Air cannons prevent clogging
Air cannons prevent clogging

Air cannons prevent clogging

Martin Engineering has been an innovator of air cannon technology since the 1970s, designing a number of advancements that have improved its commercial viability.

The common practice followed in cement plants and concrete block production facilities to clear the build-ups in hoppers is by mechanical means. This is time consuming and unsafe practice. The clogging seriously affects the production rate.

Clogging and solution
CRH Road Stone is one of the oldest producers of cement and concrete products in Ireland. They had a problem at storage bins with shallow base slopes and sharp corners in the pyramid hopper and a tendency to accumulate damp material. Over a period of time, the material use to get hardened, adding to the problem, as the weight can compromise the balance and structural integrity of the hopper, becoming a potential hazard to the work area. The problem used to aggravate with seasonal fluctuations in climatic conditions. In order to find a long lasting solution, CRH approached a distributor of Martin Engineering products. They came up with an innovative approach that set two 100-ltr Martin® XHV air cannons at the back of the bin. These work in tandem with a single, larger 150-ltr XHV air cannon fitted to a split blowpipe manifold, which is connected to fan jet nozzles on the front sloping side of the bin. All three units are fitted with a 4-inch (102 mm) quick exhaust valve (QEV) connected to the on-site compressor system 35 ft away. Plimley, a distributor for Martin Engineering, also supplied and installed a new airline to feed the air cannons.

The right solution
"This is the first application of the split manifold system on heavy, sticky material that I know of," observes Dave Harasym, UK Sales Manager for Martin Engineering. "Generally, this technology is used on light material such as fly ash. "Proper flow from a square bin typically requires four cannons, one on each side firing simultaneously," Harasym adds. "We were losing one side to a retaining wall, so figuring out how to do it with three cannons was a challenge."The XHV features a rugged 5/8-inch (16-mm) stroke piston with a high-temperature polymer seal for long life. Working from one side of the tank, the complete valve assembly can be removed in one easy step and replaced within minutes, eliminating the need to ever remove the tank from the vessel for service. Each unit is activated with a new type of 110 V, negative-firing solenoid, which provides the power, efficiency and easy maintenance of an advanced internal valve with the single-line plumbing of a traditional valve design. Installers also devised a mechanism by which the discharge volume from the bin determines the firing sequence for the system.

"On the block side outlet, the flow of material is controlled by a swinging door that drops the material into a weigh hopper," explains Hugh McGee, Plant Operations Manager, CRH Roadstone. He further adds, "When the door opens, the air cannon discharges the compressed air into the bin. This happens every time the door opens and keeps the material flowing."

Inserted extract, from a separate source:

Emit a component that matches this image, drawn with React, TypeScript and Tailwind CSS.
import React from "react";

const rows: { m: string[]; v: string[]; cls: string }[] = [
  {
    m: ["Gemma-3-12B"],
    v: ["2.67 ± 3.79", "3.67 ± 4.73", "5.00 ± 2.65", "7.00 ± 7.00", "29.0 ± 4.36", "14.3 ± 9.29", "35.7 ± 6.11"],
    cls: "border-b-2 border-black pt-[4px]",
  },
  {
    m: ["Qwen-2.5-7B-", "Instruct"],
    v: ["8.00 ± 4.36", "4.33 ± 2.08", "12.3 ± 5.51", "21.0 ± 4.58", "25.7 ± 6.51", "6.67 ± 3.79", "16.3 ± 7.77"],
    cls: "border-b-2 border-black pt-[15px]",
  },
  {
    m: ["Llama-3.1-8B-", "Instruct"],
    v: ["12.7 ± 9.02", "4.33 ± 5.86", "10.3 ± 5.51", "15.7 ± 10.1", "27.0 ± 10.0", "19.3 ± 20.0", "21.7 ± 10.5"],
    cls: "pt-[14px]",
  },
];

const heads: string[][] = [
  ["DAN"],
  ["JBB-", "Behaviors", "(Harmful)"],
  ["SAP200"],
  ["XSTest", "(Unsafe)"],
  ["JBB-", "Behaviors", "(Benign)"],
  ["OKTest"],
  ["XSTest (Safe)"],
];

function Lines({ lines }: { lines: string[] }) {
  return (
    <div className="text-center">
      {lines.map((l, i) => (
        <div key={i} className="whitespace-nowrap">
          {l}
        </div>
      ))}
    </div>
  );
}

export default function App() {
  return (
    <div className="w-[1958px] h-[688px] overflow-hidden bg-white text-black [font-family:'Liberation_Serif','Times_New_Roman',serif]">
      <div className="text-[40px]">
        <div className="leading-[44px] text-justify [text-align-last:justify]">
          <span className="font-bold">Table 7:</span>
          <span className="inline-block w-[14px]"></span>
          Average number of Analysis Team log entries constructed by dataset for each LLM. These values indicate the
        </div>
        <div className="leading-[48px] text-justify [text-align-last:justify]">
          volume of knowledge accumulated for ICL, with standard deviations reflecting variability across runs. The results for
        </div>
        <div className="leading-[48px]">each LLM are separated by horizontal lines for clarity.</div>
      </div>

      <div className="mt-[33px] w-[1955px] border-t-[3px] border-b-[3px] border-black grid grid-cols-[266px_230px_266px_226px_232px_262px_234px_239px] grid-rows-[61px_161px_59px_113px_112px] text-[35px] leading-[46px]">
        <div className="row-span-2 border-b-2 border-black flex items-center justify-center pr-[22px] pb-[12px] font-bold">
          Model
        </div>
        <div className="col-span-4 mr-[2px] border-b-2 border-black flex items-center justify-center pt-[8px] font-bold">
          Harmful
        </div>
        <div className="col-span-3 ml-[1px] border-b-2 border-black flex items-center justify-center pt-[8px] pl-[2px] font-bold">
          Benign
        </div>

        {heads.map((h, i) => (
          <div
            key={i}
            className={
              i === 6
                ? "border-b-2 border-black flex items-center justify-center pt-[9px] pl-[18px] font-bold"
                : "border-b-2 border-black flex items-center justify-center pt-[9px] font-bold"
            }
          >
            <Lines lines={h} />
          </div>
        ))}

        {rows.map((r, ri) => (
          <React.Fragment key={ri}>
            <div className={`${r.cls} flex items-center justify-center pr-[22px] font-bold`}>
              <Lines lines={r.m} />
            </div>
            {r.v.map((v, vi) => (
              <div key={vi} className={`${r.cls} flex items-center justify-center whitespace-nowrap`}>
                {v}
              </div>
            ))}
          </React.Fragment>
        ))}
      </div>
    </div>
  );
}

Martin Engineering has been an innovator of air cannon technology since the 1970s, designing a number of advancements that have improved its commercial viability, many of them protected by patents in the US and elsewhere. The company´s contributions have included faster-acting valves to improve performance, retractable nozzles to facilitate longer service life, quick-change nozzles to reduce maintenance time and components to enhance safety. Using proprietary software to design and predict the performance of new nozzle configurations, the firm continues to develop new solutions that deliver greater efficiency and safety.